─── GIVEN DATA ───
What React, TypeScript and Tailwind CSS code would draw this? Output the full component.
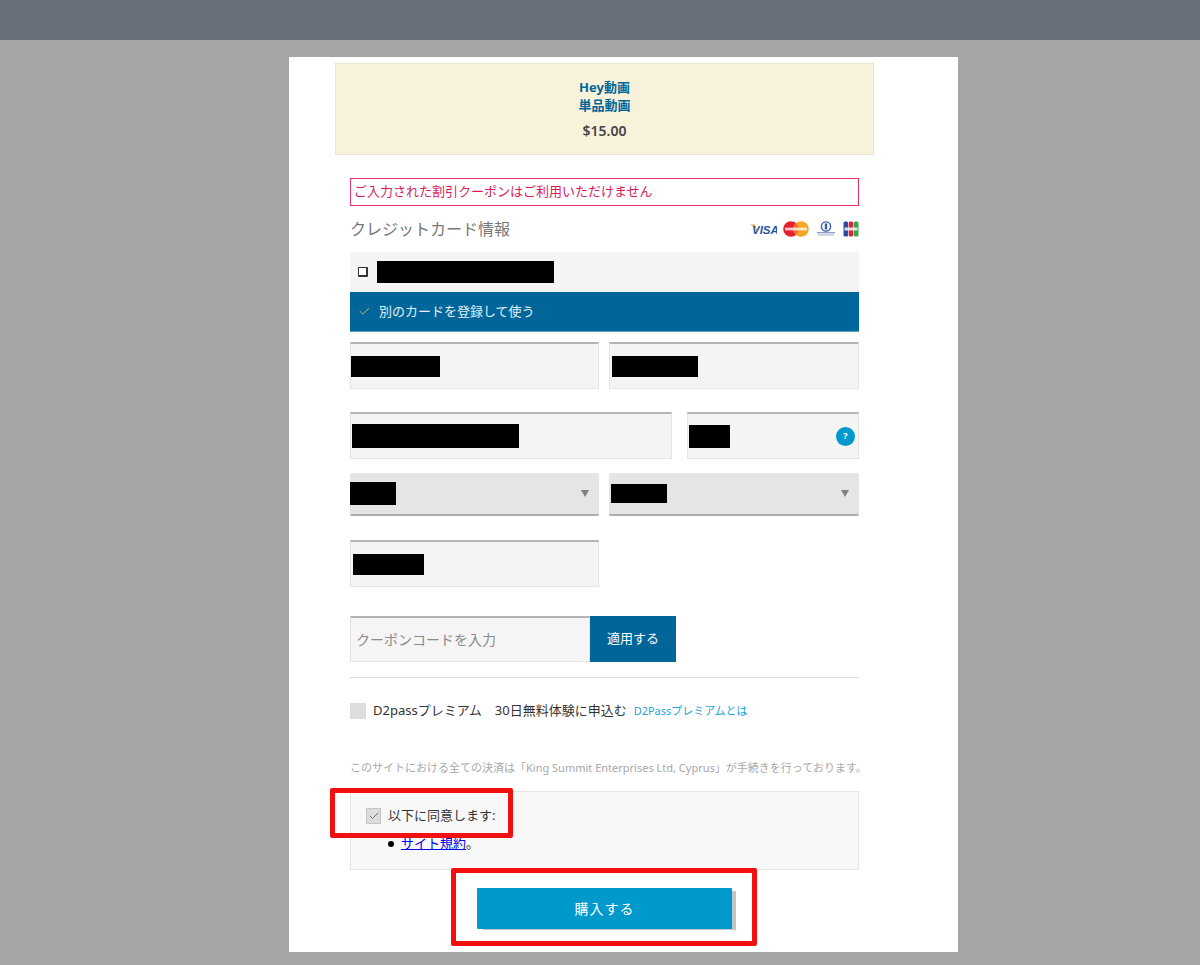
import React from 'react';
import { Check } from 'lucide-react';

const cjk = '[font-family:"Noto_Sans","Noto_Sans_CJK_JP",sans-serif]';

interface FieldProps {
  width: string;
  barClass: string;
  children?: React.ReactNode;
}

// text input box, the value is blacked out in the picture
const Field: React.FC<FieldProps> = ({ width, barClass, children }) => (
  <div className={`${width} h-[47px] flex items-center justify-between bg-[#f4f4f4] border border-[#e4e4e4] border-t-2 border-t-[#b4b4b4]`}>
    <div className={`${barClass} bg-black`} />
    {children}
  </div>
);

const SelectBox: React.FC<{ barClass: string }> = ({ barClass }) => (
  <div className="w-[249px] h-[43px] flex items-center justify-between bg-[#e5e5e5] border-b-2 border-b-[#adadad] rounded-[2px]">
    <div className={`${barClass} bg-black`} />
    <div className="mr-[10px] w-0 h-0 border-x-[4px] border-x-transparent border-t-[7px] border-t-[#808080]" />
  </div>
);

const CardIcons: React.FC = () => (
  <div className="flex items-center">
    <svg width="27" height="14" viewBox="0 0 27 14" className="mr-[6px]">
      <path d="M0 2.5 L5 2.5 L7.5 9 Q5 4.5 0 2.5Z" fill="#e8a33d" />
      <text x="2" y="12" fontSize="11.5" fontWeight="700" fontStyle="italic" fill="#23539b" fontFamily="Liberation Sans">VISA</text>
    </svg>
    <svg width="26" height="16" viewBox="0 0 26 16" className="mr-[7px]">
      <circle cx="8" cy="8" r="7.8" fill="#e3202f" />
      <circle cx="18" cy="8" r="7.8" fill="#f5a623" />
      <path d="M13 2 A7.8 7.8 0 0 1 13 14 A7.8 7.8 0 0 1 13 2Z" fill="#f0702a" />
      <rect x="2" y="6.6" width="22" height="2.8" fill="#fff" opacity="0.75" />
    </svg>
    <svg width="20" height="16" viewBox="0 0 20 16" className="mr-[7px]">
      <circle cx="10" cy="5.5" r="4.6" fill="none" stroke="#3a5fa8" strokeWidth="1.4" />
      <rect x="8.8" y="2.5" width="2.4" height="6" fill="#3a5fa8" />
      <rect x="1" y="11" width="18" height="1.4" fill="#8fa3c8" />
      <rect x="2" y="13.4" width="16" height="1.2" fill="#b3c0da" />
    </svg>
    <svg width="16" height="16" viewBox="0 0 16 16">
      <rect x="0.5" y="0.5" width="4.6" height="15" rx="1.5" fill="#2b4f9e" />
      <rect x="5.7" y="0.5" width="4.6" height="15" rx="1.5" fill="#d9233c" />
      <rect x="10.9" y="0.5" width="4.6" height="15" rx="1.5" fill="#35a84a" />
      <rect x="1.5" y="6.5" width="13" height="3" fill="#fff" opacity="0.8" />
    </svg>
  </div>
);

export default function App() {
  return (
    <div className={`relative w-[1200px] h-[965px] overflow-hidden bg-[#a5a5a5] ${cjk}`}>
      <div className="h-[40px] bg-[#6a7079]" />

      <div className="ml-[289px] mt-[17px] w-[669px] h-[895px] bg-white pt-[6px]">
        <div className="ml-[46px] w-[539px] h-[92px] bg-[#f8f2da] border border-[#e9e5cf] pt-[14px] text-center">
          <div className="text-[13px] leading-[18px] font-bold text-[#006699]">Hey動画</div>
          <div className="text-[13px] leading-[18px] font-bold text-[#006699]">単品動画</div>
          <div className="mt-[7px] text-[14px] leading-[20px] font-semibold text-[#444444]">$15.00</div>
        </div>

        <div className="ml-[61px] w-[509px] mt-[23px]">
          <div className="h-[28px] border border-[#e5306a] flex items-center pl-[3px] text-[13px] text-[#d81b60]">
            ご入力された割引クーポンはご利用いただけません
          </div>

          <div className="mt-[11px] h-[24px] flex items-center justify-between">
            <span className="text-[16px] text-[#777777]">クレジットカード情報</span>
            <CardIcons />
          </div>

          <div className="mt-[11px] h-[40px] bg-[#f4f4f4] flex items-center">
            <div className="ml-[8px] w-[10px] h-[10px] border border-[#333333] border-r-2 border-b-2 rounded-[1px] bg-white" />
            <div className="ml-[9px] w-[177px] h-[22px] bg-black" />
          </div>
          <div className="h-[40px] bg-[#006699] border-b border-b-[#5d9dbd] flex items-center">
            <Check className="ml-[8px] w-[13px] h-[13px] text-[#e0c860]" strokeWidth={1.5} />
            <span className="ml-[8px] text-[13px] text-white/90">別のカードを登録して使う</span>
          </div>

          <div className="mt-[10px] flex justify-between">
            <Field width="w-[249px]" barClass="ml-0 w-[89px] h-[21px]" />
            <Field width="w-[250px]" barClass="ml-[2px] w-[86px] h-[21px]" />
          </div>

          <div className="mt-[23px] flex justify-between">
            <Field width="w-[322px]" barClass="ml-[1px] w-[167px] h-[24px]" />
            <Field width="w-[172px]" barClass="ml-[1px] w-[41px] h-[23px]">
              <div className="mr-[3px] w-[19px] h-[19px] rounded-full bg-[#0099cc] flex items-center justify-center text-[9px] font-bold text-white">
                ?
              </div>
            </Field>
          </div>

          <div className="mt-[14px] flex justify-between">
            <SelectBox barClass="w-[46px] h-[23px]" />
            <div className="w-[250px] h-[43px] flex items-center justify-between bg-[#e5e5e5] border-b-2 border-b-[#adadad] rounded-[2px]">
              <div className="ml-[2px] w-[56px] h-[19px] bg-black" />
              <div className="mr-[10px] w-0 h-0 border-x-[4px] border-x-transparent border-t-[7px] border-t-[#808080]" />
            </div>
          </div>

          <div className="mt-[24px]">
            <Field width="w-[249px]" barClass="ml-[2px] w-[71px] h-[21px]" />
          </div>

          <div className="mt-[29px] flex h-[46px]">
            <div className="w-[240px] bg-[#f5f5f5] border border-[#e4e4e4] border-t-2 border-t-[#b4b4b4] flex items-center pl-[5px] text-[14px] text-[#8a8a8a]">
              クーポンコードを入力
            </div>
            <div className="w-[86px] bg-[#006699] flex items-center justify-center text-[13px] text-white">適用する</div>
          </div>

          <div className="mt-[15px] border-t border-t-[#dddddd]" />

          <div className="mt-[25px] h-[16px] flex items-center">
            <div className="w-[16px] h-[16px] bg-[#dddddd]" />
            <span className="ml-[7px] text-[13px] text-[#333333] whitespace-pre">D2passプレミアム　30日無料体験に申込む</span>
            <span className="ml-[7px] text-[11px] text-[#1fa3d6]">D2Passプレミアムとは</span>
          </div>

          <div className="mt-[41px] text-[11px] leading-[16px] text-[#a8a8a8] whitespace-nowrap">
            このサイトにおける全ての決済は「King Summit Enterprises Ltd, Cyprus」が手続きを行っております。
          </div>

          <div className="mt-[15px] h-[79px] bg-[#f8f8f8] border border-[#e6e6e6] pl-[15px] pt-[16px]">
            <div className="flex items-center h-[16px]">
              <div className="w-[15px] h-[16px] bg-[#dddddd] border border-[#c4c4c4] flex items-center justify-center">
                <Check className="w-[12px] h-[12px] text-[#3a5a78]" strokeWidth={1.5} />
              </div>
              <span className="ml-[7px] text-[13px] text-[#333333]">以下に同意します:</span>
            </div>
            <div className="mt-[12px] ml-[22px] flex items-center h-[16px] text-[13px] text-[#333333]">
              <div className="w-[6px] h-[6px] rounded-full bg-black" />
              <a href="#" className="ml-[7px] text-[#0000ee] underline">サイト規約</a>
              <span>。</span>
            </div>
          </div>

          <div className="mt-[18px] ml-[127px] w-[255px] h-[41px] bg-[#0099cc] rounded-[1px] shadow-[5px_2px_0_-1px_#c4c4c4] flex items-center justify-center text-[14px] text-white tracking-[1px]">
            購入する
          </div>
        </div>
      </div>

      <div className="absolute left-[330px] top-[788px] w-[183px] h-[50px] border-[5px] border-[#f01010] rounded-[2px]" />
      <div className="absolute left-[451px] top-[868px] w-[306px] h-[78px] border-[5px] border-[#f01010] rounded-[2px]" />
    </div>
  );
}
───
In the material above, tally every line with the string "full" in it, then give that number alone.

3